When I was growing up, I had experienced abandonment. When I was growing up my abandonment issues
were caused by my mother’s nervous breakdowns, my mother’s extreme codependency
of my dad and my lack of understanding my life in the midst of all of it. When I was a child, I felt lost!
When I was a teenager my mom’s focus and obsession was on my
older sister and her boyfriend…I, on the other hand, was the problem child, the
angry child and the bothered child. When
I was a teenager, my life was abandoned by me.
When I was a teenager, I chose to drink, cause trouble in the family and
engage in some drugs. When I was a
teenager, I did not understand the word abandonment, but knew of the word and
had heard of the word on occasion. When
I was a teenager I chose to abandon my family by engaging in other activities
that caused me to loose myself, hurt my soul and took me away from any type of
spiritual, mental or physical well being.

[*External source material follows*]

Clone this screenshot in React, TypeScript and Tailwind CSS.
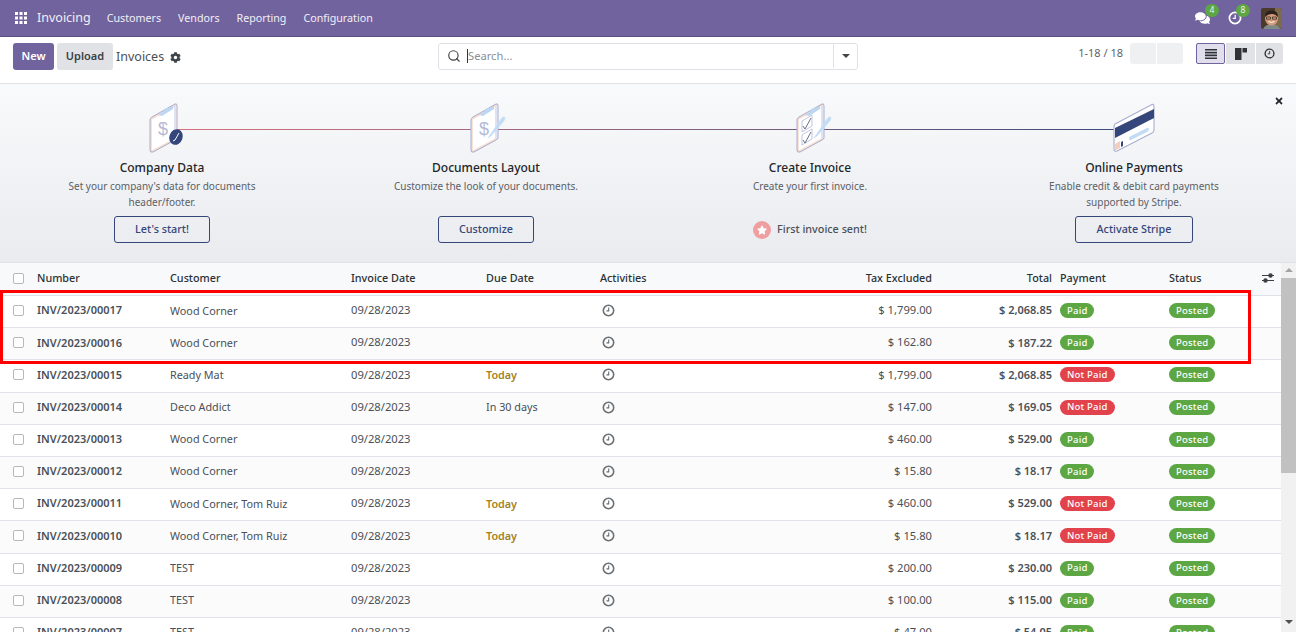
import { FaCog, FaComments, FaStar, FaTimes } from "react-icons/fa";
import { Search } from "lucide-react";

type Invoice = {
  number: string;
  customer: string;
  due?: string;
  tax: string;
  total: string;
  paid: boolean;
};

const invoices: Invoice[] = [
  { number: "INV/2023/00017", customer: "Wood Corner", tax: "$ 1,799.00", total: "$ 2,068.85", paid: true },
  { number: "INV/2023/00016", customer: "Wood Corner", tax: "$ 162.80", total: "$ 187.22", paid: true },
  { number: "INV/2023/00015", customer: "Ready Mat", due: "Today", tax: "$ 1,799.00", total: "$ 2,068.85", paid: false },
  { number: "INV/2023/00014", customer: "Deco Addict", due: "In 30 days", tax: "$ 147.00", total: "$ 169.05", paid: false },
  { number: "INV/2023/00013", customer: "Wood Corner", tax: "$ 460.00", total: "$ 529.00", paid: true },
  { number: "INV/2023/00012", customer: "Wood Corner", tax: "$ 15.80", total: "$ 18.17", paid: true },
  { number: "INV/2023/00011", customer: "Wood Corner, Tom Ruiz", due: "Today", tax: "$ 460.00", total: "$ 529.00", paid: false },
  { number: "INV/2023/00010", customer: "Wood Corner, Tom Ruiz", due: "Today", tax: "$ 15.80", total: "$ 18.17", paid: false },
  { number: "INV/2023/00009", customer: "TEST", tax: "$ 200.00", total: "$ 230.00", paid: true },
  { number: "INV/2023/00008", customer: "TEST", tax: "$ 100.00", total: "$ 115.00", paid: true },
  { number: "INV/2023/00007", customer: "TEST", tax: "$ 47.00", total: "$ 54.05", paid: true },
];

const gridCols = "grid grid-cols-[37px_133px_181px_135px_114px_100px_232px_120px_117px_112px] items-center";

function ClockIcon({ className }: { className?: string }) {
  return (
    <svg viewBox="0 0 14 14" className={className} fill="none" stroke="currentColor">
      <circle cx="7" cy="7" r="5.6" strokeWidth="1.7" />
      <path d="M7.2 3.8V7.4H4.8" strokeWidth="1.2" />
    </svg>
  );
}

function Clipboard({ x, children }: { x: number; children: React.ReactNode }) {
  return (
    <svg viewBox="0 0 60 56" className="h-14 w-[60px]" fill="none">
      <g transform={`translate(${x} 0)`}>
        <path d="M0 20 Q0 18 2 17 L25 4 Q27 3 27 6 V38 Q27 39 25 40 L3 52 Q0 53 0 50Z" fill="#f8dccf" stroke="#a9aed0" strokeWidth="1" strokeLinejoin="round" />
        <path d="M1.800 19.500 L25 6.500 V38 L1.800 50.500Z" fill="#fff" />
        <path d="M24 6.500 L26.300 5 V38 L24 39.500Z" fill="#dfe3f1" />
        <path d="M8 15 L13 12 Q15 7 19 8 L23 6 V9 L12 16Z" fill="#bcd6f4" />
        {children}
      </g>
    </svg>
  );
}

function DollarMark() {
  return (
    <text x="8" y="35" fontSize="18" fill="#b6bad6" fontFamily="'Liberation Sans', sans-serif" fontWeight="300">
      $
    </text>
  );
}

function Pen() {
  return (
    <path d="M17 38 L30 19 Q33 15 34 18 Q34 20 32 22 L20 36Z" fill="#c3dcf6" stroke="#c3dcf6" strokeWidth="0.5" />
  );
}

function StepIcon({ kind }: { kind: number }) {
  if (kind === 0) {
    return (
      <Clipboard x={18}>
        <DollarMark />
        <ellipse cx="26" cy="37" rx="6.600" ry="8" fill="#34467a" transform="rotate(20 26 37)" />
        <path d="M23 41 L25 40 L29 33" stroke="#fff" strokeWidth="1" />
      </Clipboard>
    );
  }
  if (kind === 1) {
    return (
      <Clipboard x={15}>
        <DollarMark />
        <Pen />
      </Clipboard>
    );
  }
  if (kind === 2) {
    return (
      <Clipboard x={17}>
        <path d="M5 21 L15 15 V26 L5 32Z M5 35 L15 29 V39 L5 45Z" stroke="#a9aed0" strokeWidth="0.7" fill="#fff" />
        <path d="M6 26 L8 29 L14 18 M6 40 L8 43 L14 32" stroke="#444c6e" strokeWidth="0.8" />
        <Pen />
      </Clipboard>
    );
  }
  return (
    <svg viewBox="0 0 60 56" className="h-14 w-[60px]" fill="none">
      <path d="M11 24 Q10 25 10 27 V49 Q10 52 13 51 L48 33 Q50 32 50 30 V7 Q50 3 47 5Z" fill="#fff" stroke="#a9aed0" strokeWidth="1.100" strokeLinejoin="round" />
      <path d="M11 28 L50 9 V18 L11 38Z" fill="#34467a" />
      <path d="M25 38 Q25 37 26 36.500 L43 28 Q45 27 45 29 Q45 31 43 32 L27 40 Q25 41 25 38Z" fill="#c3dcf6" />
      <path d="M11 44 L16 41 V48 L11 50.500Z" fill="#f6cdbb" />
      <path d="M17 42 L19 41 V46 L17 47Z" fill="#34467a" />
    </svg>
  );
}

const steps = [
  { title: "Company Data", desc: ["Set your company's data for documents", "header/footer."], action: "Let's start!", w: "w-[96px]" },
  { title: "Documents Layout", desc: ["Customize the look of your documents."], action: "Customize", w: "w-[96px]" },
  { title: "Create Invoice", desc: ["Create your first invoice."], done: "First invoice sent!" },
  { title: "Online Payments", desc: ["Enable credit & debit card payments", "supported by Stripe."], action: "Activate Stripe", w: "w-[118px]" },
];

function Checkbox() {
  return <span className="block h-[11px] w-[11px] rounded-[2px] border border-[#b5b8bd] bg-white" />;
}

function Badge({ label, red }: { label: string; red?: boolean }) {
  return (
    <span
      className={`inline-flex h-[15px] items-center rounded-full px-[7px] text-[9.5px] font-medium tracking-[0.2px] text-white ${
        red ? "bg-[#e2424c]" : "bg-[#5ca744]"
      }`}
    >
      {label}
    </span>
  );
}

export default function App() {
  return (
    <div className="relative flex h-[632px] w-[1296px] flex-col overflow-hidden bg-white font-['Noto_Sans',sans-serif] text-[11.2px] text-[#495057]">
      {/* top nav */}
      <nav className="flex h-[37px] shrink-0 items-center border-b border-[#5a4f80] bg-[#71639e] pl-[15px] pr-[14px] text-[10.7px] text-[#f1eff6]">
        <svg viewBox="0 0 12 12" className="h-3 w-3" fill="#fff">
          <path d="M0 0h3v3H0zM4.500 0h3v3h-3zM9 0h3v3H9zM0 4.500h3v3H0zM4.500 4.500h3v3h-3zM9 4.500h3v3H9zM0 9h3v3H0zM4.500 9h3v3h-3zM9 9h3v3H9z" />
        </svg>
        <span className="ml-[10px] text-[12.5px]">Invoicing</span>
        <span className="ml-4">Customers</span>
        <span className="ml-[17px]">Vendors</span>
        <span className="ml-[17px]">Reporting</span>
        <span className="ml-[17px]">Configuration</span>
        <div className="ml-auto flex items-center">
          <span className="relative mr-[18px]">
            <FaComments className="h-[14px] w-[15px] text-white" />
            <span className="absolute left-[10px] top-[-7px] flex h-[13px] w-[14px] items-center justify-center rounded-full bg-[#5ca744] text-[8.5px]">4</span>
          </span>
          <span className="relative mr-[19px]">
            <ClockIcon className="h-[14px] w-[14px] text-white" />
            <span className="absolute left-[8px] top-[-7px] flex h-[13px] w-[14px] items-center justify-center rounded-full bg-[#5ca744] text-[8.5px]">8</span>
          </span>
          <svg viewBox="0 0 21 21" className="h-[21px] w-[21px] rounded-[2px]">
            <rect width="21" height="21" fill="#4a3a2c" />
            <rect x="14" width="7" height="21" fill="#7d6a4d" />
            <path d="M2 21 Q5 16 10.500 16 Q16 16 19 21Z" fill="#7f8a86" />
            <ellipse cx="10.500" cy="10.500" rx="6.500" ry="7" fill="#d29a78" />
            <path d="M4 9 Q4 2 10.500 2.500 Q17 2 17 9 Q14 5.500 10.500 6 Q7 6 4 9Z" fill="#2c211b" />
            <path d="M5.500 9h4v2.200h-4zM11.500 9h4v2.200h-4z" fill="none" stroke="#2c211b" strokeWidth="0.7" />
            <path d="M7.500 13.500 Q10.500 15.500 13.500 13.500" stroke="#fff" strokeWidth="1" fill="none" />
          </svg>
        </div>
      </nav>

      {/* control panel */}
      <div className="grid h-[47px] shrink-0 grid-cols-[438px_420px_1fr] border-b border-[#e0e2e6] pt-[6px]">
        <div className="flex items-start pl-[13px]">
          <button className="h-[27px] w-[41px] rounded-[3px] bg-[#71639e] text-[11px] font-semibold text-white">New</button>
          <button className="ml-[3px] h-[27px] w-[56px] rounded-[3px] bg-[#e0e2e6] text-[11px] font-semibold text-[#3a3f44]">Upload</button>
          <span className="ml-[3px] flex h-[28px] items-center text-[12.5px] text-[#4a4f54]">
            Invoices
            <FaCog className="ml-[6px] h-[11px] w-[11px] text-[#3f4449]" />
          </span>
        </div>
        <div className="flex h-[27px] items-center rounded-[3px] border border-[#dee2e6] pb-px">
          <Search className="ml-2 h-[14px] w-[14px] text-[#444]" strokeWidth={2} />
          <span className="ml-[6px] h-[14px] w-px bg-[#333]" />
          <span className="flex-1 text-[#8a9099]">Search...</span>
          <span className="flex h-full w-6 items-center justify-center border-l border-[#dee2e6]">
            <span className="h-0 w-0 border-x-[4px] border-t-[4px] border-x-transparent border-t-[#444]" />
          </span>
        </div>
        <div className="flex items-start justify-end pr-[13px]">
          <span className="mt-[2px] mr-[7px] text-[11px] text-[#5f636a]">1-18 / 18</span>
          <span className="h-[21px] w-[26px] rounded-l-[3px] bg-[#eff0f2]" />
          <span className="ml-px h-[21px] w-[26px] rounded-r-[3px] bg-[#eff0f2]" />
          <button className="ml-[13px] flex h-[21px] w-[29px] items-center justify-center rounded-[2px] border border-[#71639e] bg-[#e2dfec]">
            <svg viewBox="0 0 12 10" className="h-[10px] w-3" fill="#2f3338">
              <path d="M0 0h12v1.600H0zM0 2.800h12v1.600H0zM0 5.600h12v1.600H0zM0 8.400h12V10H0z" />
            </svg>
          </button>
          <button className="ml-px flex h-[21px] w-[29px] items-center justify-center bg-[#e0e2e6]">
            <svg viewBox="0 0 12 12" className="h-3 w-3" fill="#2f3338">
              <path d="M0 0h6.500v12H0zM7.500 0H12v4.500H7.500z" />
            </svg>
          </button>
          <button className="ml-px flex h-[21px] w-[27px] items-center justify-center rounded-r-[3px] bg-[#e0e2e6]">
            <ClockIcon className="h-[11px] w-[11px] text-[#2f3338]" />
          </button>
        </div>
      </div>

      {/* onboarding banner */}
      <div className="relative grid h-[179px] shrink-0 grid-cols-4 border-b border-[#dfe1e6] bg-linear-to-b from-[#f9fafb] to-[#e9ebef] pt-4">
        <div className="absolute left-[162px] top-[45px] h-px w-[972px] bg-linear-to-r from-[#d9717d] to-[#3b4a7d]" />
        <FaTimes className="absolute left-[1274px] top-[12px] h-[10px] w-[10px] text-[#212529]" />
        {steps.map((step, i) => (
          <div key={step.title} className="relative flex flex-col items-center">
            <StepIcon kind={i} />
            <div className="mt-[3px] text-[12px] font-medium leading-[18px] text-[#212529]">{step.title}</div>
            <div className="mt-px h-8 text-center text-[10px] leading-4 text-[#5c6066]">
              {step.desc.map((line) => (
                <div key={line}>{line}</div>
              ))}
            </div>
            {step.action ? (
              <button className={`mt-[6px] h-[27px] rounded-[3px] border border-[#34467a] text-[10.8px] font-medium text-[#34467a] ${step.w}`}>
                {step.action}
              </button>
            ) : (
              <div className="mt-[6px] flex h-[27px] items-center text-[10.8px] font-medium text-[#4a5058]">
                <span className="mr-[6px] flex h-[18px] w-[18px] items-center justify-center rounded-full bg-[#ef9f9f]">
                  <FaStar className="h-[10px] w-[10px] text-white" />
                </span>
                {step.done}
              </div>
            )}
          </div>
        ))}
      </div>

      {/* list view */}
      <div className="flex min-h-0 flex-1">
        <div className="w-[1281px] shrink-0">
          <div className={`${gridCols} h-[33px] border-b border-[#dee2e6] bg-[#f8f9fa] pb-[2px] text-[10.8px] font-medium text-[#2b3035]`}>
            <div className="pl-[13px]">
              <Checkbox />
            </div>
            <div>Number</div>
            <div>Customer</div>
            <div>Invoice Date</div>
            <div>Due Date</div>
            <div>Activities</div>
            <div className="text-right">Tax Excluded</div>
            <div className="text-right">Total</div>
            <div className="pl-2">Payment</div>
            <div className="flex items-center justify-between pr-[7px]">
              <span>Status</span>
              <svg viewBox="0 0 12 10" className="h-[10px] w-3" fill="#3a3f44">
                <path d="M0 2h12v1H0zM0 7h12v1H0z" />
                <circle cx="8.500" cy="2.500" r="2.200" />
                <circle cx="3.500" cy="7.500" r="2.200" />
              </svg>
            </div>
          </div>
          {invoices.map((inv, i) => (
            <div
              key={inv.number}
              className={`${gridCols} h-[32.2px] border-b border-[#e2e3ea] pb-[2px] ${i % 2 === 1 ? "bg-[#fbfbfb]" : "bg-white"}`}
            >
              <div className="pl-[13px]">
                <Checkbox />
              </div>
              <div className="text-[11px] font-semibold text-[#495057]">{inv.number}</div>
              <div className="text-[10.8px]">{inv.customer}</div>
              <div>09/28/2023</div>
              <div className={inv.due === "Today" ? "text-[10.8px] font-semibold text-[#a5821e]" : "text-[10.8px]"}>{inv.due}</div>
              <div className="pl-[2px]">
                <ClockIcon className="h-[13px] w-[13px] text-[#6b7075]" />
              </div>
              <div className="text-right">{inv.tax}</div>
              <div className="text-right text-[11px] font-semibold">{inv.total}</div>
              <div className="pl-2 leading-none">
                <Badge label={inv.paid ? "Paid" : "Not Paid"} red={!inv.paid} />
              </div>
              <div className="leading-none">
                <Badge label="Posted" />
              </div>
            </div>
          ))}
        </div>
        {/* scrollbar */}
        <div className="flex w-[15px] flex-col items-center bg-[#f1f1f1]">
          <span className="mt-[5px] h-0 w-0 border-x-[4px] border-b-[4px] border-x-transparent border-b-[#a3a3a3]" />
          <span className="mt-[6px] h-[195px] w-full bg-[#c1c1c1]" />
          <span className="mt-auto mb-[8px] h-0 w-0 border-x-[4px] border-t-[4px] border-x-transparent border-t-[#505050]" />
        </div>
      </div>

      {/* red highlight drawn on top of the screenshot */}
      <div className="pointer-events-none absolute left-0 top-[290px] h-[74px] w-[1251px] border-[3px] border-[#ff0000]" />
    </div>
  );
}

When I was a teenager, I felt lost!
I never understood the affects of abandonment had on
me. I just knew that when ever someone
would say they were going to do something or meet me somewhere and it never
happened my reaction to it was overboard with anger, fear and much
resentment. Does any of this sound
familiar? I would drink it away! I experienced abandonment just by trying to
talk about something and someone would interrupt or talk over me. I never knew
that would had affected me later as a abandonment issue but it did. It caused me to stuff my feelings and feel as
though what I had to say is not that important,…when actually it was. I just drank it away! I also knew that with abandonment came the
lack of trust with anyone in my life.
For example, I always had a negative attitude when things would be
planned or said to me. I would drink it
away! When my grandfather suddenly died,
I felt abandonment but acted out with anger, stuffed my hurt feelings and would
question God as to why? I drank it
away! Abandonment related to so many
ways in my life that I can say caused me to drink more, feel more lack of
trust, have more anger and resent more.
I did not realize it at the time how much abandonment affected my life
and continued to affect my life until I dealt with it! Abandonment issues of mine caused me to loose
friends, boyfriends, relationships with my parents, my sisters and mostly with
God and me! I abandoned God! I abandoned me!
I became sober on April 3, 1993. I was willing to do anything in order for me
to feel free and at peace, but…I was unaware of my abandonment issues! Why did I still feel anxiety, stress and
unsure of myself? I did not deal with
abandonment! I was ready to peal the
layers off my life that I worked so hard to protect, lie about and cover up,
but…I was unaware of my abandonment issues!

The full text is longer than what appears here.